**AIM OF THE EXERCISE:** Every line below that contains "this" is to be copied.

**RECORDED INFORMATION:**

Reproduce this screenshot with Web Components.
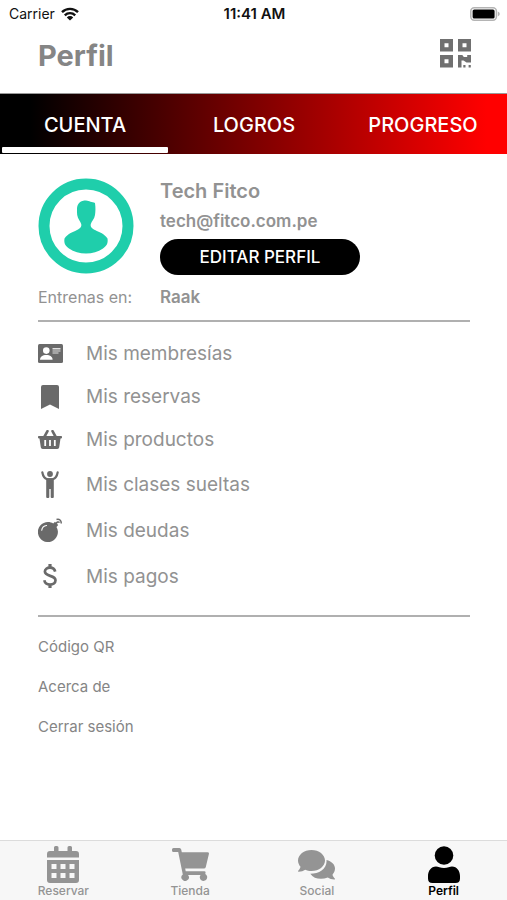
<!DOCTYPE html>
<html lang="es">
<head>
<meta charset="utf-8">
<meta name="viewport" content="width=device-width, initial-scale=1">
<title>Perfil</title>
<style>
  html, body { margin: 0; height: 100%; }
  body { background: #fff; font-family: Inter, "Liberation Sans", sans-serif; color: #929292; }
</style>
</head>
<body>
<profile-app></profile-app>
<script>
const ICONS = {
  wifi: ['0 0 18 14', '<g fill="none" stroke="currentColor" stroke-width="2.4"><path d="M1 5.2a11.3 11.3 0 0 1 16 0"/><path d="M3.8 8.3a7.4 7.4 0 0 1 10.4 0"/></g><path d="M9 13.6 5.8 10.4a4.6 4.6 0 0 1 6.4 0z"/>'],
  battery: ['0 0 30 14', '<rect x=".8" y=".8" width="25.6" height="12.4" rx="3.4" fill="#fff" stroke="#b4b4b4" stroke-width="1.5"/><rect x="2.6" y="2.4" width="22" height="9.2" rx="1.6" fill="#000"/><path d="M27.8 4.6v4.8q2-.9 2-2.4t-2-2.4z" fill="#b4b4b4"/>'],
  qr: ['0 0 31 29', '<path fill-rule="evenodd" d="M0 0h13v12.500H0zM4.500 4.300v4h4v-4zM18 0h13v12.500H18zM22.500 4.300v4h4v-4zM0 16h13v12.500H0zM4.500 20.300v4h4v-4z"/><path d="M18 16h4.300l1.500 2h3.400v-2H31v7.500h-4.500l-3-2h-2v7H18zM23.300 26h2.200v2.400h-2.200zM28.600 26h2.200v2.400h-2.200z"/>'],
  avatar: ['0 0 96 96', '<circle cx="48" cy="48" r="42" fill="#fff" stroke="#1fceab" stroke-width="11"/><path fill="#1fceab" d="M39 31c0-6 4-8.500 9-8.500 2 0 3 .8 4.500 1.200 1.500.5 3 .3 4.500 1.300.7 5 .5 8 0 12-.5 4-3.500 6.500-4.200 9-.7 3 1.200 4.500 4.200 6 5 2.500 9 3.500 12.500 8.500.8 5-1 7.500-4.500 10C60 74 54.500 75.500 48 75.500S36 74 31 70.500c-3.500-2.500-5.300-5-4.500-10 3.500-5 7.500-6 12.500-8.500 3-1.500 4.900-3 4.200-6-.7-2.500-3.400-5-4-9-.3-2-.2-4-.2-6z"/>'],
  card: ['0 0 25 19', '<rect width="25" height="19" rx="1.500"/><g fill="#fff"><circle cx="8.300" cy="6.600" r="3.300"/><path d="M2 15.700c0-3 2.500-4.700 6.300-4.700s6.300 1.700 6.300 4.700z"/><path d="M14.500 4h8v1.500h-8zM14.500 6.600h8v1h-8zM14.500 8.600h6v1h-6z" opacity=".8"/></g>'],
  bookmark: ['0 0 18 24', '<path d="M2 0h14q2 0 2 2v22l-9-4.600L0 24V2q0-2 2-2z"/>'],
  basket: ['0 0 24 19', '<path d="M6.300 7 9.500 1.200M17.700 7l-3.200-5.800" fill="none" stroke="currentColor" stroke-width="2.600" stroke-linecap="round"/><path fill-rule="evenodd" d="M.8 6h22.400q.8 0 .8.800v.8q0 .8-.8.800h-.7l-1.300 8.900q-.2 1.700-1.900 1.700H4.700q-1.700 0-1.900-1.700L1.500 8.400H.8Q0 8.400 0 7.600v-.8Q0 6 .8 6zM6.300 10v6h1.800v-6zM11.100 10v6h1.800v-6zM15.900 10v6h1.800v-6z"/>'],
  person: ['0 0 18 27', '<circle cx="9" cy="3" r="2.900"/><path d="M1.300 1.300C2 5.500 3.500 7.600 6.500 8.300h5c3-.7 4.500-2.800 5.200-7" fill="none" stroke="currentColor" stroke-width="2.200" stroke-linecap="round"/><path d="M5.200 7.300h7.600V26q0 1-1 1h-1.100q-1 0-1-1v-8H8.300v8q0 1-1 1H6.200q-1 0-1-1z"/>'],
  bomb: ['0 0 24 24', '<path fill-rule="evenodd" d="M10 4c2 0 3.700.5 5.200 1.500L17 3.800l3.200 3.300-1.700 1.800A10 10 0 1 1 10 4zM8.500 7C5.500 7.300 3.500 9.300 3.200 12.200c0 .8 1 .8 1.100 0 .4-2.400 1.900-3.800 4.200-4.100.9-.1.800-1.200 0-1.100z"/><path d="M18.300 5.800c.2-1.800 2.200-2.400 3.300-1.200M18.500 1.500c2.800-1 5 1 4.700 4" fill="none" stroke="currentColor" stroke-width="1.500"/>'],
  dollar: ['0 0 14 24', '<path d="M7 0v4M7 20v4" fill="none" stroke="currentColor" stroke-width="3.200"/><path d="M12.200 7.600C11.600 5 9.600 3.600 7 3.600c-3 0-5.100 1.600-5.100 4 0 5.500 10.600 3 10.600 8.700 0 2.500-2.300 4.200-5.500 4.200-3 0-5.200-1.600-5.700-4.300" fill="none" stroke="currentColor" stroke-width="2.700"/>'],
  calendar: ['0 0 32 37', '<path d="M0 11.500V8q0-3 3-3h4V1.500Q7 0 8.500 0H10q1.500 0 1.500 1.500V5h9V1.500Q20.500 0 22 0h1.500Q25 0 25 1.500V5h4q3 0 3 3v3.500z"/><path fill-rule="evenodd" d="M0 14h32v20q0 3-3 3H3q-3 0-3-3zM4.500 18v5h5v-5zM13.500 18v5h5v-5zM22.500 18v5h5v-5zM4.500 27v5h5v-5zM13.500 27v5h5v-5zM22.500 27v5h5v-5z"/>'],
  cart: ['0 0 37 33', '<path d="M1.500 0h6q1.300 0 1.700 1.500l.6 2.700h25.700q1.800 0 1.400 1.700L33.800 19q-.4 1.500-1.900 1.500H13.200l.5 2.700h18.600q1.600 0 1.200 1.600l-.2 1.200a3.700 3.700 0 1 1-4.700.9H16a3.700 3.700 0 1 1-5.200-.5L6.200 4H1.500Q0 4 0 2.500v-1Q0 0 1.500 0z"/>'],
  chat: ['0 0 37 30', '<path d="M28.500 10c5 1.200 8.500 4.500 8.500 8.500 0 2.500-1.200 4.500-2.500 6.200.4 1.600 1.300 2.800 2.300 3.800.3.500.1 1-.5 1-2.500 0-4.800-.8-6.500-2-6.500 2.600-14 1.500-17.500-3.800 9 0 17-5 16.200-13.700z"/><path d="M13.500 0C21 0 27 4.700 27 10.500S21 21 13.500 21c-2.300 0-4.500-.4-6.300-1.200-1.800 1.200-4 2-6.600 2-.6 0-.8-.6-.4-1 1-1 1.900-2.400 2.300-4C1 15 0 12.900 0 10.500 0 4.700 6 0 13.500 0z"/>'],
  user: ['0 0 32 37', '<circle cx="16" cy="9.500" r="9.300"/><path d="M8 20.500c2 .2 4.500 1.500 8 1.500s6-1.300 8-1.500c5 0 8 4.500 8 9.500v2.500q0 4.500-4.500 4.500h-23Q0 37 0 32.500V30c0-5 3-9.500 8-9.500z"/>']
};

function define(name, render) {
  customElements.define(name, class extends HTMLElement {
    connectedCallback() {
      if (this.shadowRoot) return;
      this.attachShadow({ mode: 'open' }).innerHTML = render(this);
    }
  });
}

define('app-icon', el => {
  const [box, body] = ICONS[el.getAttribute('name')];
  const [, , w, h] = box.split(' ');
  return `<style>:host{display:block;flex:none}svg{display:block}</style>
  <svg width="${w}" height="${h}" viewBox="${box}" fill="currentColor" aria-hidden="true">${body}</svg>`;
});

define('status-bar', () => `
<style>
  :host { display: grid; grid-template-columns: 1fr auto 1fr; align-items: center; height: 27px; padding: 0 7px 0 9px; color: #111; font-size: 14px; }
  .left { display: flex; align-items: center; gap: 6px; }
  .time { font-size: 15px; font-weight: 600; }
  .right { justify-self: end; }
</style>
<div class="left"><span>Carrier</span><app-icon name="wifi"></app-icon></div>
<span class="time">11:41 AM</span>
<app-icon class="right" name="battery"></app-icon>`);

define('page-header', () => `
<style>
  :host { display: flex; justify-content: space-between; align-items: center; height: 57px; padding: 0 36px 0 38px; }
  h1 { margin: 0; font-size: 29px; font-weight: 700; color: #858585; }
  button { border: 0; padding: 0 0 4px; background: none; color: #707070; }
</style>
<h1><slot></slot></h1>
<button aria-label="Mostrar código QR"><app-icon name="qr"></app-icon></button>`);

define('tab-strip', () => `
<style>
  :host { display: grid; grid-template-columns: repeat(3, 1fr); height: 61px; background: linear-gradient(90deg, #000 6%, #f00 96%); border-top: 1px solid #999; box-sizing: border-box; }
</style><slot></slot>`);

define('tab-item', el => `
<style>
  :host { display: flex; flex-direction: column; padding: 0 1px 1px 2px; }
  button { flex: 1; border: 0; padding: 8px 0 0; background: none; color: #fff; font: 500 20px Inter, sans-serif; white-space: nowrap; }
  i { height: 6px; border-radius: 1px; background: ${el.hasAttribute('selected') ? '#fff' : 'transparent'}; }
</style>
<button role="tab" aria-selected="${el.hasAttribute('selected')}"><slot></slot></button><i></i>`);

define('profile-card', () => `
<style>
  :host { display: grid; grid-template-columns: 96px minmax(0, 1fr); column-gap: 26px; padding: 23px 0 13px; border-bottom: 2px solid #b0b0b0; }
  .avatar { align-self: center; }
  .info { display: flex; flex-direction: column; align-items: flex-start; }
  .name { font-size: 20px; line-height: 28px; font-weight: 600; }
  .mail { font-size: 17px; line-height: 32px; font-weight: 600; }
  button { width: 200px; height: 36px; margin-top: 2px; border: 0; border-radius: 18px; background: #000; color: #fff; font: 500 17px Inter, sans-serif; }
  .gym { padding-top: 12px; font-size: 16px; line-height: 20px; white-space: nowrap; }
  b.gym { font-size: 17px; font-weight: 600; }
</style>
<app-icon class="avatar" name="avatar"></app-icon>
<div class="info"><span class="name">Tech Fitco</span><span class="mail">tech@fitco.com.pe</span><button>EDITAR PERFIL</button></div>
<span class="gym">Entrenas en:</span><b class="gym">Raak</b>`);

define('menu-row', el => `
<style>
  :host { display: block; font-size: 19px; }
  a { display: flex; align-items: center; gap: 24px; height: 43px; color: #929292; text-decoration: none; }
  :host([tall]) a { height: 46px; }
  span { display: grid; place-items: center; width: 24px; color: #6a6a6a; }
</style>
<a href="#"><span><app-icon name="${el.getAttribute('icon')}"></app-icon></span><slot></slot></a>`);

define('menu-list', () => `
<style>:host { display: block; padding: 10px 0 16px; border-bottom: 2px solid #b0b0b0; }</style><slot></slot>`);

define('text-link', () => `
<style>
  :host { display: block; font-size: 15px; }
  a { display: flex; align-items: center; height: 40px; color: #858585; text-decoration: none; }
</style><a href="#"><slot></slot></a>`);

define('nav-bar', () => `
<style>:host { display: grid; grid-template-columns: repeat(4, 1fr); flex: none; background: #f7f7f7; border-top: 1px solid #dcdcdc; }</style><slot></slot>`);

define('nav-item', el => `
<style>
  :host { display: block; color: #949494; }
  :host([selected]) { color: #000; }
  a { display: flex; flex-direction: column; align-items: center; padding: 5px 0 1px; color: inherit; text-decoration: none; font-size: 12px; line-height: 16px; font-weight: 500; }
  :host([selected]) a { font-weight: 600; }
  span { display: grid; place-items: center; height: 37px; }
</style>
<a href="#"><span><app-icon name="${el.getAttribute('icon')}"></app-icon></span><slot></slot></a>`);

define('profile-app', () => `
<style>
  :host { display: flex; flex-direction: column; min-height: 100vh; }
  header { padding-bottom: 9px; }
  main { flex: 1; padding: 0 37px 0 38px; }
  .links { padding-top: 9px; }
</style>
<header><status-bar></status-bar><page-header>Perfil</page-header></header>
<tab-strip role="tablist"><tab-item selected>CUENTA</tab-item><tab-item>LOGROS</tab-item><tab-item>PROGRESO</tab-item></tab-strip>
<main>
  <profile-card></profile-card>
  <menu-list>
    <menu-row icon="card">Mis membresías</menu-row>
    <menu-row icon="bookmark">Mis reservas</menu-row>
    <menu-row icon="basket">Mis productos</menu-row>
    <menu-row icon="person" tall>Mis clases sueltas</menu-row>
    <menu-row icon="bomb" tall>Mis deudas</menu-row>
    <menu-row icon="dollar" tall>Mis pagos</menu-row>
  </menu-list>
  <div class="links"><text-link>Código QR</text-link><text-link>Acerca de</text-link><text-link>Cerrar sesión</text-link></div>
</main>
<nav-bar role="navigation">
  <nav-item icon="calendar">Reservar</nav-item>
  <nav-item icon="cart">Tienda</nav-item>
  <nav-item icon="chat">Social</nav-item>
  <nav-item icon="user" selected>Perfil</nav-item>
</nav-bar>`);
</script>
</body>
</html>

**THE ANSWER:**
Reproduce this screenshot with Web Components.
      if (this.shadowRoot) return;
      this.attachShadow({ mode: 'open' }).innerHTML = render(this);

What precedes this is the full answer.